Die Familienbeihilfe ist nach ständiger Rechtsprechung kein den Unterhaltsanspruch minderndes Einkommen iS des § 140 Abs 3 ABGB (EvBl 1992/73 = ÖA 1992, 56 mwN). Hingegen ist die Lehrlingsentschädigung, sofern sie nicht als Ausgleich für berufsbedingten Mehraufwand außer Betracht bleibt, Eigeneinkommen des Kindes, welches gemäß § 140 Abs 3 ABGB bei der Bemessung des Unterhalts zu berücksichtigen ist (Pichler in Rummel, ABGB2 § 140 Rz 11a; Purtscheller/Salzmann, Unterhaltsbemessung Rz 36 ff mwN, stRsp ua SZ 65/114 = EvBl 1993/12 mwN). Der Unterhaltsanspruch mindert sich auf jenen Betrag, der bei Bedachtnahme auf die eigenen Einkünfte zur Selbsterhaltungsfähigkeit fehlt. Ein Lehrling ist - bei den hier gegebenen einfachen Lebensverhältnissen - selbsterhaltungsfähig, wenn seine Lehrlingsentschädigung die Höhe des Richtsatzes für die Ausgleichszulage iS des § 293 Abs 1 lit a/bb und lit b ASVG erreicht (SZ 63/101 = ÖA 1991, 77; 7 Ob 569/95 mwN). Der Richtsatz für die Ausgleichszulage betrug 1994 vierzehnmal S 7.500,-- monatlich (BGBl 1994/20); der Regelbedarfssatz S 4.110,-- (s 7 Ob 569/95).

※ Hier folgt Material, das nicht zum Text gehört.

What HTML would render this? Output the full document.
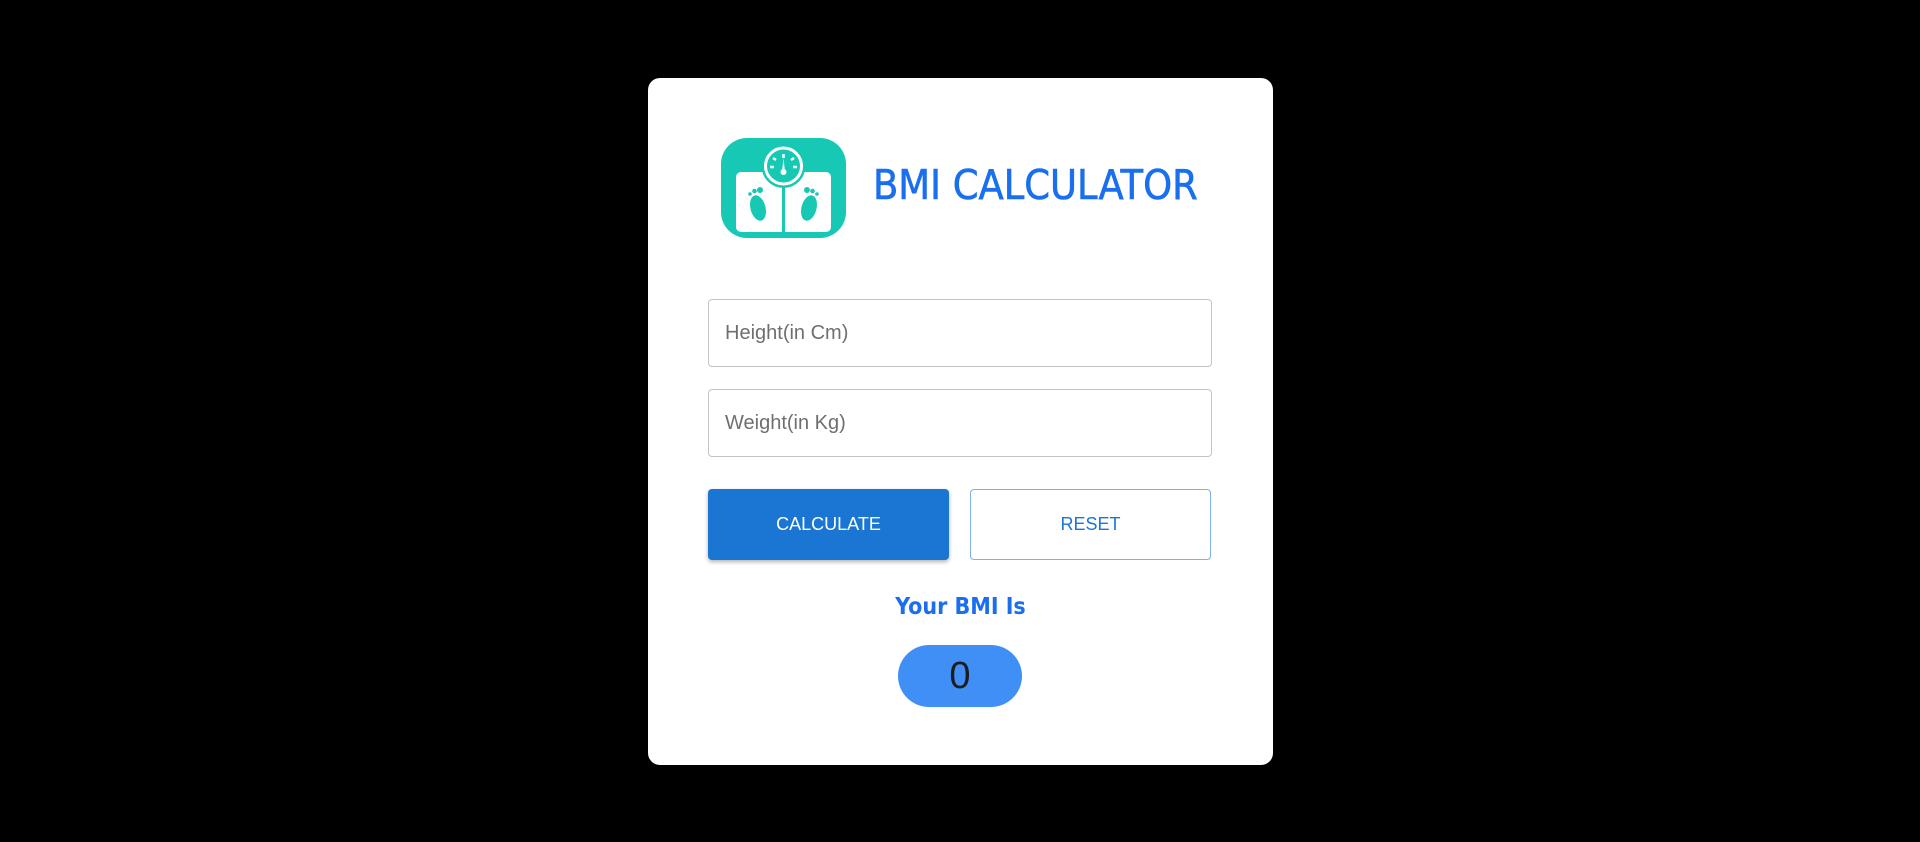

Darina R***** verdiente im November 1993 S 4.098,--; 1994 erhielt sie ohne Berücksichtigung der Sonderzahlungen S 4.152,80 monatlich; mit Berücksichtigung der Sonderzahlungen S 4.850,--. Stellt man diesen Betrag den auf zwölf Monate umgerechneten Richtsatz für die Gewährung der Ausgleichszulage (S 8.750,--) gegenüber, so ergibt sich für 1994 ein Unterhaltsanspruch von S 3.900,--.

Der Unterhaltsanspruch richtet sich gegen beide Eltern; sie haben nach ihren Kräften anteilig zum Unterhalt des Kindes beizutragen; der Elternteil, der den Haushalt führt, in dem er das Kind betreut, leistet dadurch seinen Beitrag (§ 140 Abs 1 und 2 ABGB). Darina R***** wird von keinem Elternteil betreut; sie hat demnach gegen beide Eltern einen Unterhaltsanspruch in Geld. Wieviel jeder Elternteil an Unterhalt zu leisten hat, hängt von seinen Lebensverhältnissen ab. Aktenkundig sind nur die Lebensverhältnisse des Vaters, nicht auch die der Mutter. Das Nettoeinkommen des Vaters betrug im maßgebenden Zeitraum S 11.400,-- (vierzehnmal) und nicht, wie das Rekursgericht annimmt, S 14.400 (vierzehnmal). Der auf den Vater entfallende Unterhaltsanteil kann erst festgesetzt werden, wenn feststeht, wie die Lebensverhältnisse beider Eltern beschaffen sind und in welchem Maß demnach jeder von ihnen zum Unterhalt des Kindes beitragen kann.

Das Erstgericht wird zu erheben haben, wieviel die Mutter in der Zeit vom 1.11.1993 bis Ende 1994 verdient hat und ob sie im maßgebenden Zeitraum noch andere Sorgepflichten trafen. Erst dann kann beurteilt werden, ob und in welchem Ausmaß die Unterhaltsverpflichtung des Vaters herabgesetzt werden kann. Der Enthebungsantrag schließt einen Herabsetzungsantrag in sich (s ÖA 1994, 25).

Dem Revisionsrekurs war Folge zu geben.